Which leaves us with the future. All of the photographs I’ve taken this year are available openly on the web for people to use freely as they wish.
To my delight, just last week, another employee of the National Library, Chris McDowall took them all and turned them into something that makes me feel present and nostalgic and optimistic about the future all at the same time. This is a screen shot from his project.
“With metadata and colours in hand, I started playing with the photographs. I was unsure what I was making except that I wanted to see all of the colours in Virginia’s year at once, and a sense of dynamism. I wanted the screen to pulse and change and fade and glow. The colours of Tūhonohono is a small attempt to share what has been like to follow this photography project over the course of the year. I wanted to provide a space for people to make their own connections from Virginia’s photographs. It is a thing built out of impressions, glimpses and intuition.”
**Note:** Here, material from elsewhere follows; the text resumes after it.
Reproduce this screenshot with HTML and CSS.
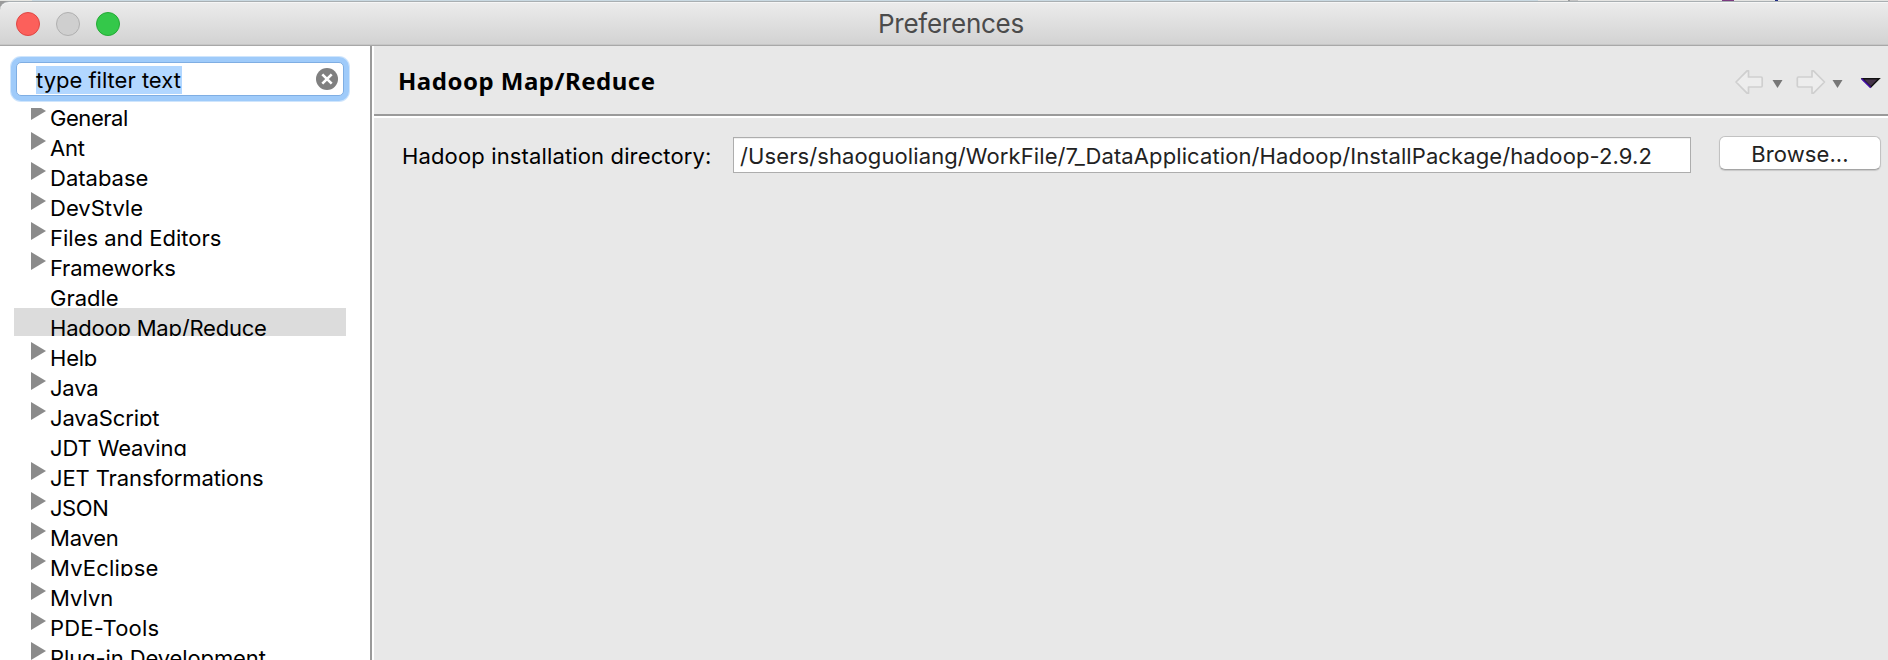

I love that he did this, including because it is a nod towards the continual creation of which Charles Landry speaks.
And I think on that note, knowing that slideshows always seem to go on just that little bit too long, I’m going to bring this one to an end.
Thank you so much to all who followed this project over the past 365 days. You’re wonderful. A lot of the thinking in this talk also stems directly from my time with the Cooper-Hewitt Labs team in New York City, who are pushing the boundaries of collections online.